You do get a lot of information about Holden, as he is always distracted in his narration and recalls things from his past with the faintest connections to what he is experiencing now, which he relates in some detail. But the chapter itself goes nowhere. It sets the tone, but it’s a rather downbeat tone that clings like moss to the rest of the book. Looking for growth? You’ve come to the wrong classic.
Even that meeting with this teacher proves a dead-end itself at the end of chapter two.
Catcher In The Rye eventually establishes itself as a series of digressions: “The trouble with me is, I like it when somebody digresses,” Holden explains late in the book. “It’s more interesting and all.”
I thought so, too, when I was 14. Today, I find my patience taxed by a storyteller who never gets to the point of anything.
Holden proves frustratingly unlikable in his pettiness and narcissism. You don’t need a likable protagonist, but not having one is death in a novel that never goes anywhere.
He stresses his discomfort with the exclusionary practices of others. Only he has a nasty habit of looking down on everybody, especially those older and poorer than he:
The bellboy that showed me to the room was this very old guy around sixty-five. He was even more depressing than the room was…Anyway what a gorgeous job for a guy around sixty-five years old.
Often Holden is vague or obtuse at expounding on some concept he can’t quite explain that is meant as a window on his fragile emotional state. Because these reveries are served up so cold and vague, they come off affected:
New York’s terrible when somebody laughs on the street very late at night. You can hear it for miles. It makes you feel so lonesome and depressed.
Holden spends much time railing at societal norms. It’s important here to acknowledge Holden’s shrillness on the subject is something Salinger intends as irony; while Holden vents that “People never notice anything” you are simultaneously noticing how antic and exposed Holden has made himself, whether by loudly badgering a casual acquaintance in a crowded bar about sex or trying to strike up a conversation with three female tourists who can not contain their boredom with him.
The boy just can’t help himself, like when he brings the prostitute to his hotel room:
She was a lousy conversationalist. “Do you work every night? I asked her – it sounded sort of awful, after I said it.
Salinger’s sense of humor is a saving grace throughout the novel, most especially in the first half, when he is expounding on Pencey Prep and all the “phonies” there. (“That guy Morrow was about as sensitive as a goddam toilet seat.”) As the novel goes on, Salinger’s heavy investment in his character deepens. Holden is given to passages of long and serious deep thought that render him insufferable:
God, I love it when a kid’s nice and polite when you tighten their skate for them or something. Most kids are. They really are. I asked her if she cared to have a hot chocolate or something with me, but she said no, thank you. She said she had to meet her friend. Kids always have to meet their friend. That kills me.

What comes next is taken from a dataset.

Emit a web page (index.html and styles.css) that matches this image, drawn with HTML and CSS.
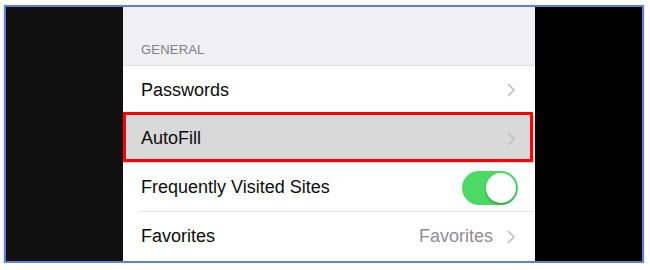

Maybe it is a product of getting older. Or maybe it is noticing how the book functions as a series of false starts, Salinger beginning to round on a situation only to let it go. Holden visits a place and meets some people, he finds them disappointing somehow, he wanders on and meets someone else.
Mostly he complains about how things never stay the same, a familiar complaint that hits me more the older I get, but doesn’t make Holden any more relatable or his company more palatable. His manner is so odd and off-putting:
Certain things they should stay the way they are. You ought to be able to stick them in one of those big glass cases and just leave them alone. I know that’s impossible, but it’s too bad anyway. Anyway I kept thinking about all that while I walked.

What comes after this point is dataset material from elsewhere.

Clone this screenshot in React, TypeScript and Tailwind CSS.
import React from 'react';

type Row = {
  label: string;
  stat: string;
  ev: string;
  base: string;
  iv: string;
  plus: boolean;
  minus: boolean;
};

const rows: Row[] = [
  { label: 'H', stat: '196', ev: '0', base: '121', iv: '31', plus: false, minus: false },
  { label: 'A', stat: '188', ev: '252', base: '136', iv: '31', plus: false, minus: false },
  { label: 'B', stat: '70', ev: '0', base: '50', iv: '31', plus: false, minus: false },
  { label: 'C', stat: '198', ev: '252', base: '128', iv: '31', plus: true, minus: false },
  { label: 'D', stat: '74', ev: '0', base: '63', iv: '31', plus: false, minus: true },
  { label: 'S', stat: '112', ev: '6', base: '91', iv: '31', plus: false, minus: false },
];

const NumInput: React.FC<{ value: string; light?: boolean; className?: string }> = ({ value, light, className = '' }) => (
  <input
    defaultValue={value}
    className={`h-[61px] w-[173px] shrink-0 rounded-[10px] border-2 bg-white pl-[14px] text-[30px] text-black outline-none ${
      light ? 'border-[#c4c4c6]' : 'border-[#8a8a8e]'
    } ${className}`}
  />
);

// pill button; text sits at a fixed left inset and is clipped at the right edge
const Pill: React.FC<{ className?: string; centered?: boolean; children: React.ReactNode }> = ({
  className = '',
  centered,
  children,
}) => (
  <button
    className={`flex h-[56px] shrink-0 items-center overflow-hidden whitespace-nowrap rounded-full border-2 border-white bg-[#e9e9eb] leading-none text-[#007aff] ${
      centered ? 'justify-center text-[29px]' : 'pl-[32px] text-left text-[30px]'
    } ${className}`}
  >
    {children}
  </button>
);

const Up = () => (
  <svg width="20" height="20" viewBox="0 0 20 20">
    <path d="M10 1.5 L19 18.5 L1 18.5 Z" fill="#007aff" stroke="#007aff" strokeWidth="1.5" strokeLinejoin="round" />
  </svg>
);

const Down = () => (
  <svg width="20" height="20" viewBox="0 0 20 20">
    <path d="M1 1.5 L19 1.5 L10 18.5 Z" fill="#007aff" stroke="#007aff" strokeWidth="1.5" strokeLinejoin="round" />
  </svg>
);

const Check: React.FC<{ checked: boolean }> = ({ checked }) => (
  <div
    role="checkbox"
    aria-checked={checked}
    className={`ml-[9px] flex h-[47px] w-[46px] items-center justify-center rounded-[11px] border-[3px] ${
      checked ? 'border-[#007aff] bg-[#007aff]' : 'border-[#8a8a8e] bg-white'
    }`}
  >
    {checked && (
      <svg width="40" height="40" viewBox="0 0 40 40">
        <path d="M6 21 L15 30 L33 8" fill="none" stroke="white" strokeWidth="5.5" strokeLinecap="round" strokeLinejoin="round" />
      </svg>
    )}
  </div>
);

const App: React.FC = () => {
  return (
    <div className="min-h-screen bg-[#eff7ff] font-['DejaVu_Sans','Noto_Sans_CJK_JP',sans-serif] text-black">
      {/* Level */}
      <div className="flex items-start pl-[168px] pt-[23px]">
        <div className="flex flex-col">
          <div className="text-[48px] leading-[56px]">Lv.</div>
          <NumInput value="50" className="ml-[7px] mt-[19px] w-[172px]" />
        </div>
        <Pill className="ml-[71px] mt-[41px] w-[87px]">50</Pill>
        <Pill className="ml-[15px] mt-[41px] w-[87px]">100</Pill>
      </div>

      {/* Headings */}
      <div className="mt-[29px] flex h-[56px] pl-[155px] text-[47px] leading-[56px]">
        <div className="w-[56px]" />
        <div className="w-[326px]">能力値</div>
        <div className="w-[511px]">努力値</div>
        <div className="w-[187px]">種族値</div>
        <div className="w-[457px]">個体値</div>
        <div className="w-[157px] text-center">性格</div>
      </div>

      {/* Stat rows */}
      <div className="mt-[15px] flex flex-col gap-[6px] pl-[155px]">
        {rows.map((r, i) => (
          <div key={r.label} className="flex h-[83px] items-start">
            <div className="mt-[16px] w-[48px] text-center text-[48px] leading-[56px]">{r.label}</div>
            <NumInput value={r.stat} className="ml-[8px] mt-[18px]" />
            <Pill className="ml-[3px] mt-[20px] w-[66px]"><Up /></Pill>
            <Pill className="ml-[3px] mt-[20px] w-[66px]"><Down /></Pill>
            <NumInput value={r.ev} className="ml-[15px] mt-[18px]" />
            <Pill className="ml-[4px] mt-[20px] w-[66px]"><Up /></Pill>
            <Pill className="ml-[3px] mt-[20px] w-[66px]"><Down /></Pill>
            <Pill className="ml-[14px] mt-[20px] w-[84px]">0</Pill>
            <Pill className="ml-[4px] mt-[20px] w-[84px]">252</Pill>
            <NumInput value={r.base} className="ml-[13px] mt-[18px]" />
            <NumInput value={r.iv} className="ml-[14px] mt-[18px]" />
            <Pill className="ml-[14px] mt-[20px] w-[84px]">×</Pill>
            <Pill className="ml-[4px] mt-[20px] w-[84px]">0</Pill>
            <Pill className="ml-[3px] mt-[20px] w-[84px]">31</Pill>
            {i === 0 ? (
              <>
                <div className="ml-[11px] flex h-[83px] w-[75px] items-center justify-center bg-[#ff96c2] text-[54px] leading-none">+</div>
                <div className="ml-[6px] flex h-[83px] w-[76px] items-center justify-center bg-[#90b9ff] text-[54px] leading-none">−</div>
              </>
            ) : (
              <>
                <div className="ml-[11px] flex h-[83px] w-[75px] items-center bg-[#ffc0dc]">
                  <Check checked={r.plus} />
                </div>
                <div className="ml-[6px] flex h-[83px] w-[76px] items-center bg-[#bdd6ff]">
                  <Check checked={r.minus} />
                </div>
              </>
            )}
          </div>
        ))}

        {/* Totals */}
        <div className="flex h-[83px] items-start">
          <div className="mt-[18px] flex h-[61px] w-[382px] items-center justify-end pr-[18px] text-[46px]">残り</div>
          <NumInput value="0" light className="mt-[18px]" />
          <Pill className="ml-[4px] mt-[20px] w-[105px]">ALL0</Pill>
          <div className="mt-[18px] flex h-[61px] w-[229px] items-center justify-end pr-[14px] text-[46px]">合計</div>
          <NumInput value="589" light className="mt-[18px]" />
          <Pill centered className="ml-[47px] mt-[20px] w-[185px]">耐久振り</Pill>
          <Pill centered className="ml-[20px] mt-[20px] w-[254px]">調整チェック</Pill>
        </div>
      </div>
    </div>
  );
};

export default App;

This line of thought eventually culminates in one of the book’s most famous monologues, the one that gives it its enigmatic title. Holden wishes he could just be at the bottom of a cliff all his life, catching smaller children falling off a field of rye where they frolic in endless play, thus protecting them from danger.
Does anyone really know what Holden (or Salinger) was on about here? It’s a metaphor for innocence, I guess, but a strained one, excused only by the fact our narrator is in such rough shape: “I swear to God I’m a madman.”

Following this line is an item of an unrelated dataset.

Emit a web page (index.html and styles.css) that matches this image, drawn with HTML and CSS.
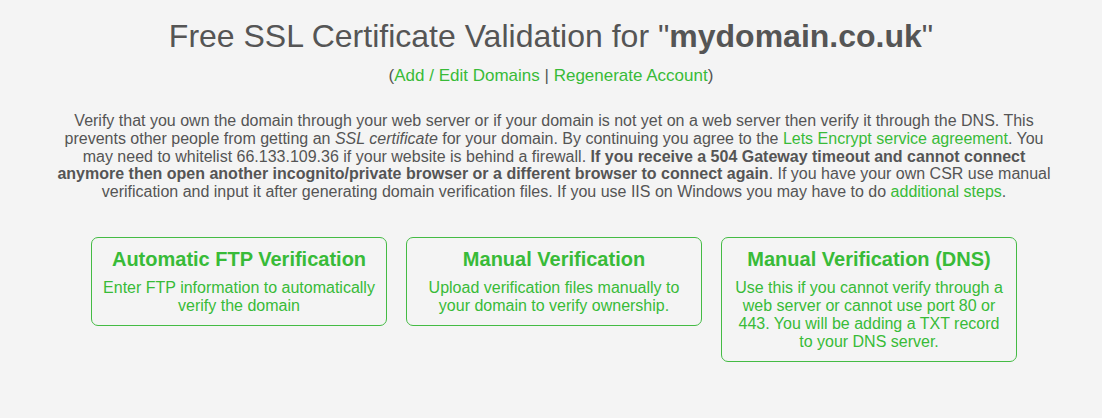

I do still find Catcher In The Rye entertaining. Reading it brings back my own surprisingly fond recollections of teenage dislocation, frightening as they were to live through. But in so many ways I find it lacking. The novel builds up to a pair of major encounters – with Holden’s parents and with a girl he fancies named Jane Gallagher – but we never actually see a meeting with any of them. Meanwhile, the people he does talk to tend to disappear unnoticed.
This may itself be a closet commentary by Salinger on the ephemerality of life, especially as lived by Holden, but if so, it provides a handy excuse for a lazy narrative.
The Catcher In The Rye proves more than you don’t need a solid beginning to write a successful “classic” novel; you don’t need an ending, either. For all of his habitual line-stepping and social brinksmanship, you expect – if not a comeuppance – a kind of apotheosis, a moment of zen truth that sometimes happens with this author. Instead, after fainting from hunger and exhaustion, he visits a museum and a merry-go-round with Phoebe, then breaks off to explain he found his way home eventually and now thinks he is getting better in some general way.
How Holden found his way off his self-destructive path, if indeed he ever did, is left unanswered. The intimation is strong he hasn’t learned a thing.
I know I didn’t.
Of course, great fiction isn’t about answers. But there is a shape to how questions can be asked which is missing here, a sense of some thesis being explored, a conflict developed, a conclusion offered. Here, you get a dead end, like some très chic French existentialist novel, only instead of philosophy you ponder body odor and fingernail cuttings.
That
grottiness in Catcher In The Rye is part of its appeal; it broke some
boundaries. But two hundred pages of gross-out jokes and philosophical
shrugging wear out their welcome, or at least did for me. It was a surprise to
come back to a long-cherished book and find myself so disappointed by it, but that was the way this left me. It still amuses, but it frustrates me more.